Give only the number of lines in the data that include the string "React".

==========

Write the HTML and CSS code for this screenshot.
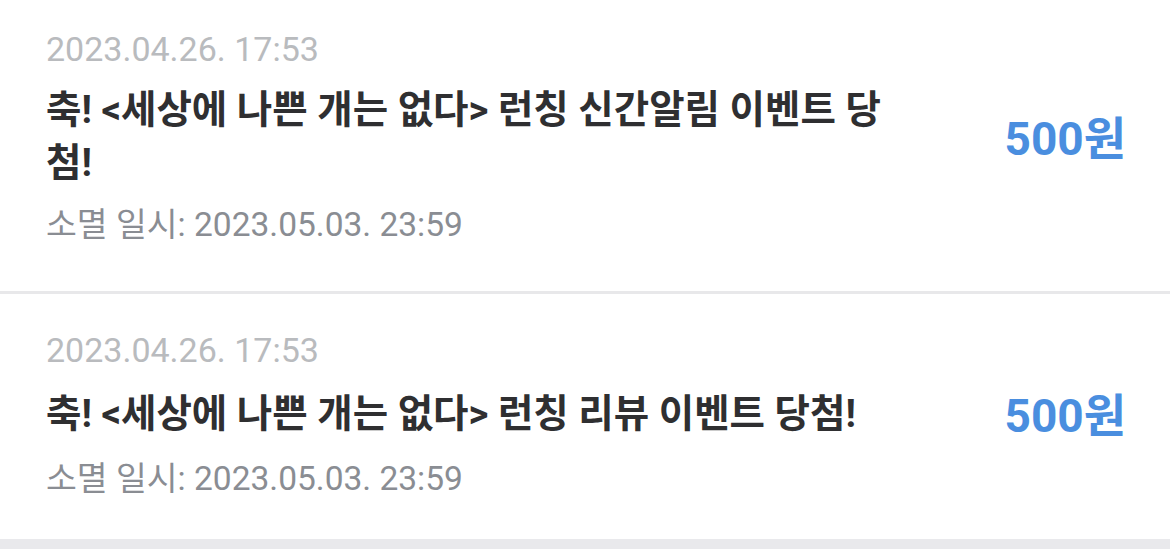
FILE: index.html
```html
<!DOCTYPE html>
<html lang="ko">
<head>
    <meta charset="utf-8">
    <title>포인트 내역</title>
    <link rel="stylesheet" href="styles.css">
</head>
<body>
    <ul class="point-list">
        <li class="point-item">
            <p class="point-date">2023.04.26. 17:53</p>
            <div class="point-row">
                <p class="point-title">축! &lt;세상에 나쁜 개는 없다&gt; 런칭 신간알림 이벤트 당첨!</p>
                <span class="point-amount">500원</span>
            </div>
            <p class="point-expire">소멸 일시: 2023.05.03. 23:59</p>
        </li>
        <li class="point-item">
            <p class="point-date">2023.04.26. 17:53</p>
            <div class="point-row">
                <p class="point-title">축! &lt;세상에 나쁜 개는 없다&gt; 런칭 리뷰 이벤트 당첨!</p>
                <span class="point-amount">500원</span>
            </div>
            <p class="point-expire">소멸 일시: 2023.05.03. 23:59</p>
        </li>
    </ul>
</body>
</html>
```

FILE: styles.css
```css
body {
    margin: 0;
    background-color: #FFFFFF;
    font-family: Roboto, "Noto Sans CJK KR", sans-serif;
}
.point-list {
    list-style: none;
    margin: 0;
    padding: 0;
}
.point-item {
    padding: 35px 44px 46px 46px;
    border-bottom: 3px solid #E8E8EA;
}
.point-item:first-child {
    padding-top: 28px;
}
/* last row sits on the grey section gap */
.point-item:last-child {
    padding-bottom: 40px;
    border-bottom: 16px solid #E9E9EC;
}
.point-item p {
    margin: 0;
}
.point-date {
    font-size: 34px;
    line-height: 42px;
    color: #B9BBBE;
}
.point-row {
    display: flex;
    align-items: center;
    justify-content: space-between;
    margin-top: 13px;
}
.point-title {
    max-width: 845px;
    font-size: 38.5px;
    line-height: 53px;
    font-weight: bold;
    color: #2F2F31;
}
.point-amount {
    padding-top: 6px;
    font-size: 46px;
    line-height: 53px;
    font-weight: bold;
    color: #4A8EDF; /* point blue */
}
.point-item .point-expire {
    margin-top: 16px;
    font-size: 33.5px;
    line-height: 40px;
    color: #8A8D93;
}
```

==========

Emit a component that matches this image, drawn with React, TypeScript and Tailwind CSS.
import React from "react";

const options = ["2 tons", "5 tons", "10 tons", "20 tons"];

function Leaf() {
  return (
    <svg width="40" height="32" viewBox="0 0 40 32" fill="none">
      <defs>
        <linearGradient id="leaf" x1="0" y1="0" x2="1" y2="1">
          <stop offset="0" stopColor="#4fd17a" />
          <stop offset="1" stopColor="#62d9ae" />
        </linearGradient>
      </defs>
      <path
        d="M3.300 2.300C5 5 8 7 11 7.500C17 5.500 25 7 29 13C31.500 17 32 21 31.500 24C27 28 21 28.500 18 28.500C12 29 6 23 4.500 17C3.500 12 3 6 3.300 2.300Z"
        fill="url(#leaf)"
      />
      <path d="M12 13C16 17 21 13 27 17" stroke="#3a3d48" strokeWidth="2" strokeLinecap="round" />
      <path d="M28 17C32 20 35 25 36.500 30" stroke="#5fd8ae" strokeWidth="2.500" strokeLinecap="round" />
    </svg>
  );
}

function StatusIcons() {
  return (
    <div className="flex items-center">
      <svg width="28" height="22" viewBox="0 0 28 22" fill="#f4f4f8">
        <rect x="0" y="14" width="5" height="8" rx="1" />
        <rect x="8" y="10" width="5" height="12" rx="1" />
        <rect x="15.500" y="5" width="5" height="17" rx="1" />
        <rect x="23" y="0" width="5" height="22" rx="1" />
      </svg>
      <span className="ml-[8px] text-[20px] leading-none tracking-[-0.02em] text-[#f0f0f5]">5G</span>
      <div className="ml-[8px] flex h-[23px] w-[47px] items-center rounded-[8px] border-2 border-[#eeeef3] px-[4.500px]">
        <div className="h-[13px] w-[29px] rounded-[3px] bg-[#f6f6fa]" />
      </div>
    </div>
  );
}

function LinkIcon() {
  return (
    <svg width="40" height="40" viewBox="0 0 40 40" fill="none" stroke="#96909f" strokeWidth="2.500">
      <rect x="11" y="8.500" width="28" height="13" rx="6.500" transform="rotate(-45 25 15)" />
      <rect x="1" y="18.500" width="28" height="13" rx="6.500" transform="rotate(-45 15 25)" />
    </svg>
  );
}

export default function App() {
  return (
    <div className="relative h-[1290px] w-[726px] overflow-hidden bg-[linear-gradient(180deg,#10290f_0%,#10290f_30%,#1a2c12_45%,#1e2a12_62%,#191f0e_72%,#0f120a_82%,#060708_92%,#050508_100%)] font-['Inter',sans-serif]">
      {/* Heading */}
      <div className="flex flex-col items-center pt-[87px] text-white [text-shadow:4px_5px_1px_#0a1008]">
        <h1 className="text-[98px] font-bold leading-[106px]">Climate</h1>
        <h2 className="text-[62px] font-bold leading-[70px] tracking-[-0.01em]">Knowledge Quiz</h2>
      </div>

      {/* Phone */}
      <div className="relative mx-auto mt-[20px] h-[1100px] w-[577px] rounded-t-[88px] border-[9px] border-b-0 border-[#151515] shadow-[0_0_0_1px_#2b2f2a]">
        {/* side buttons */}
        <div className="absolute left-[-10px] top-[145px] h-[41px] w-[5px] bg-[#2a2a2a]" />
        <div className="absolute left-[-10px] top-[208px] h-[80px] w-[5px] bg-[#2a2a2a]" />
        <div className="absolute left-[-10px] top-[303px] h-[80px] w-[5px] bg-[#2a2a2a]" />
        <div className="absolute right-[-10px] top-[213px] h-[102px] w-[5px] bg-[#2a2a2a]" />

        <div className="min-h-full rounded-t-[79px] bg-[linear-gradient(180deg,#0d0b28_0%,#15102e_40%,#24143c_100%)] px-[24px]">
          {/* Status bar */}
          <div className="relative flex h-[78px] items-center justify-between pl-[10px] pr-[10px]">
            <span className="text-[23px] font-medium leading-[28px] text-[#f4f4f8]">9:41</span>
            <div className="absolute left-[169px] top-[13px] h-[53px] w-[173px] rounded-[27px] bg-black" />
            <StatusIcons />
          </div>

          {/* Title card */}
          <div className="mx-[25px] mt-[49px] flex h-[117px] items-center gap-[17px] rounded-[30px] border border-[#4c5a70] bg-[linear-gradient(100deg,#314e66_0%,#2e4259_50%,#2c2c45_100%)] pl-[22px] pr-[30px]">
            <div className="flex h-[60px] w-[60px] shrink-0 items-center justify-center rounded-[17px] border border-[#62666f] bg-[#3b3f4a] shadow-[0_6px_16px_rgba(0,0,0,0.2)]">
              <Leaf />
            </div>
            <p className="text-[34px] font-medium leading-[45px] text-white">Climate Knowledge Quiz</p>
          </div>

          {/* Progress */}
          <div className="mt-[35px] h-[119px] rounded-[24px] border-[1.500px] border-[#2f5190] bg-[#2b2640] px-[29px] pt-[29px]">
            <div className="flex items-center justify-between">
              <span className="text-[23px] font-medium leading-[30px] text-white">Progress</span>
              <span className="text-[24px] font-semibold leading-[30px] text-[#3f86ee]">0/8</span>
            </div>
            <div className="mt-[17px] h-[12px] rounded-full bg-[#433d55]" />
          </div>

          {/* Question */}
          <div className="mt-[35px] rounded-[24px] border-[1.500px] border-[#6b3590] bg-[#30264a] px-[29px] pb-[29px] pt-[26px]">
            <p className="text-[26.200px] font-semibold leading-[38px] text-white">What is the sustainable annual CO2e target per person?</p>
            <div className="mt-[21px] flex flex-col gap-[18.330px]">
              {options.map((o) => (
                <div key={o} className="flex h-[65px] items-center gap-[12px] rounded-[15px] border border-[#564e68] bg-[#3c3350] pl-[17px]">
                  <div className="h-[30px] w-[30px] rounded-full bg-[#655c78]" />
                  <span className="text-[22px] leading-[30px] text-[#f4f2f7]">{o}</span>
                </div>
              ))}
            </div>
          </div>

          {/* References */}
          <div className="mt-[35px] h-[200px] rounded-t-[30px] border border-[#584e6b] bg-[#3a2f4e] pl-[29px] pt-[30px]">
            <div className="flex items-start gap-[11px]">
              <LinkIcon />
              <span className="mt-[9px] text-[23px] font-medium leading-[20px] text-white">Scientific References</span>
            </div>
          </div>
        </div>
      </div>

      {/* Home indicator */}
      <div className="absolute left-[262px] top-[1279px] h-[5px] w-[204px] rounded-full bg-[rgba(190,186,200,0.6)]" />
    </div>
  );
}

==========

• _Written solution_
2